In June 1913, the Daily Herald company was forced into liquidation. Lansbury and Lapworth formed a new company, the Limit Printing and Publishing Company. (When the Liberal leader Lloyd George was asked a question about the Herald he declared “That paper is the limit.”)
The shortfall in production costs was guaranteed by wealthy friends of Lansbury, and Francis Meynell joined the board as their representative. From December 1912 until August 1914 one of the main financial supporters was H. D. Harben, also a founder of the New Statesman. From this point the members of the Daily Herald League had no formal influence on the paper.
In late 1913 Lapworth was asked by the other two board members to resign as editor. Lansbury and the paper’s financial backers were disturbed by Lapworth and other writers’ attacks on individuals, both in the establishment and the labour movement. “Hatred of conditions by all means, but not of persons” was how Lapworth quoted Lansbury. The aftermath was aired in the letter pages of The New Age between December 1913 and April 1914.
The new paper struggled financially but somehow survived, with Lansbury playing an ever-increasing role in keeping it afloat.
Under Lansbury, the Herald took an eclectic but relentlessly militant political position and achieved sales of 50,000-150,000 a day. But war in August 1914 – or rather the subsequent split on the left whether to support or oppose the war – radically reduced its constituency. Lansbury and his colleagues, core of the anti-war left, decided to go weekly. The paper played a key role in the campaign against the war for the next four years. It was in the forefront of the movement against conscription and supported conscientious objectors; and it welcomed the Russian Revolutions of February and October 1917. There were notable journalistic scoops, most famously its story in 1917 on "How they starve at the Ritz", an expose of conspicuous consumption by the rich at a time of national hardship that panicked the government into food-rationing.

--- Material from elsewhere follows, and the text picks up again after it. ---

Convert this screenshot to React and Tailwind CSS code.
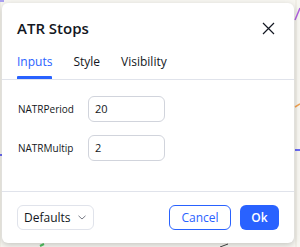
import React from 'react';

function ChartBackdrop() {
  return (
    <svg className="absolute inset-0" width="300" height="247" viewBox="0 0 300 247">
      <rect width="300" height="247" fill="#f7f6f1" />
      <line x1="0" y1="0" x2="0" y2="247" stroke="#e9e6dc" />
      <line x1="296" y1="0" x2="296" y2="247" stroke="#e9e6dc" />
      <line x1="0" y1="1" x2="4" y2="1" stroke="#a9a0f0" strokeWidth="2" />
      <line x1="295" y1="20" x2="300" y2="8" stroke="#b05fe0" strokeWidth="1.5" />
      <line x1="295" y1="150" x2="300" y2="150" stroke="#3b3bf0" strokeWidth="1.5" />
      <line x1="0" y1="155" x2="2" y2="155" stroke="#3b3bf0" strokeWidth="1.5" />
      <line x1="295" y1="107" x2="300" y2="104" stroke="#f0a050" strokeWidth="1.5" />
      <line x1="40" y1="246" x2="44" y2="244" stroke="#50c060" strokeWidth="2" />
      <line x1="220" y1="247" x2="228" y2="244" stroke="#444" strokeWidth="1" />
    </svg>
  );
}

export default function App() {
  return (
    <div
      className="relative w-[300px] h-[247px] overflow-hidden"
      style={{ fontFamily: '"Open Sans", "Noto Sans", sans-serif' }}
    >
      <ChartBackdrop />
      <div className="relative ml-[2px] mt-[3px] w-[292px] h-[240px] bg-white rounded-md shadow-[0_2px_6px_rgba(0,0,0,0.2)] flex flex-col text-[#131722]">
        <div className="flex items-center justify-between pl-[15px] pr-[19px] h-[44px] pt-[6px]">
          <div className="text-[15px] font-semibold leading-none">ATR Stops</div>
          <svg width="13" height="13" viewBox="0 0 13 13">
            <path d="M1 1 L12 12 M12 1 L1 12" stroke="#131722" strokeWidth="1.2" fill="none" />
          </svg>
        </div>
        <div className="flex px-[15px] gap-[21px] border-b border-[#e0e3eb] h-[33px] items-end text-[12px]">
          <div className="relative text-[#2962ff] pb-[11px] leading-none">
            Inputs
            <div className="absolute left-0 right-0 bottom-0 h-[3px] bg-[#2962ff] rounded-t-[1px]" />
          </div>
          <div className="pb-[11px] leading-none">Style</div>
          <div className="pb-[11px] leading-none">Visibility</div>
        </div>
        <div className="flex-1 flex flex-col gap-[13px] pt-[16px] pl-[16px] text-[10px]">
          <div className="flex items-center">
            <div className="w-[70px]">NATRPeriod</div>
            <div className="w-[77px] h-[26px] border border-[#d1d4dc] rounded-md flex items-center px-[6px] text-[11px]">20</div>
          </div>
          <div className="flex items-center">
            <div className="w-[70px]">NATRMultip</div>
            <div className="w-[77px] h-[26px] border border-[#d1d4dc] rounded-md flex items-center px-[6px] text-[11px]">2</div>
          </div>
        </div>
        <div className="border-t border-[#e0e3eb] h-[52px] flex items-center justify-between px-[15px]">
          <div className="w-[77px] h-[25px] border border-[#e0e3eb] rounded-md flex items-center justify-between pl-[6px] pr-[7px] text-[12px]">
            <span>Defaults</span>
            <svg width="8" height="5" viewBox="0 0 8 5">
              <path d="M0.5 0.8 L4 4 L7.5 0.8" stroke="#787b86" strokeWidth="1" fill="none" />
            </svg>
          </div>
          <div className="flex gap-[9px]">
            <div className="w-[62px] h-[25px] border border-[#2962ff] rounded-md text-[#2962ff] flex items-center justify-center text-[12px]">
              Cancel
            </div>
            <div className="w-[39px] h-[25px] bg-[#2962ff] rounded-md text-white flex items-center justify-center text-[12px] font-semibold">
              Ok
            </div>
          </div>
        </div>
      </div>
    </div>
  );
}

The Herald resumed daily publication in 1919, and again played a role propagandising for strikes and against armed intervention in Russia amid the social turmoil of 1919-21. When the radical wave subsided, the Herald found itself broke and unable to continue as an independent left daily. Lansbury handed over the paper to the Trades Union Congress and the Labour Party in 1922.
Also in 1919, the Herald started publishing the Bobby Bear cartoon strip.
The Herald was official organ of the Trade Union Congress from 1922, during which point the fledgling Labour Party brought in Hamilton Fyfe who recruited prestigious journalists such as Douglas Cole and Evelyn Sharp who were supportive of socialism. He left in 1926 over disputes regarding what to publish, at which point Frederic Salusbury was appointed interim editor-in-chief. Previous to Fyfe's resignation, Salusbury had served as an editor at the Daily Express during which time he created the newspaper's gossip column, the Beachcomber, which he successfully implemented in the Herald. During this time, Salusbury began to attract middle and upper class readership, although the publication was primarily marketed to tradesmen.
The TUC sold a 51 per cent share of the Herald to Odhams Press, publisher of The People, a Sunday paper, in 1930. Odhams was interested in using its presses during the week; the TUC wanted Odhams' expertise in promoting newspapers. A promotion campaign ensued, and in 1933, the Herald became the world's best-selling daily newspaper, with certified net sales of 2 million. This accomplishment set off a war with more conservative London papers, such as the Daily Express. The Herald's sales declined as a result, yet even when it was forced to close, it was probably among the 20 largest circulation dailies in the world; nevertheless its largely working class readerships was not considered a valuable advertising market.[1] Regular readers were devoted to their paper. Despite being re-formatted and re-named as The Sun under editor Sydney Jacobson in 1964, it continued to lag and in 1969 was sold to Rupert Murdoch's News International, which altered its format and editorial position.
The photographic archive of the Daily Herald, including the work of note photographers such as James Jarché, is at the National Media Museum in Bradford.
Between 1923 and 1964 the newspaper awarded the Order of Industrial Heroism, popularly known as the "Workers' VC", to honour examples of heroism carried out by ordinary workers.[2]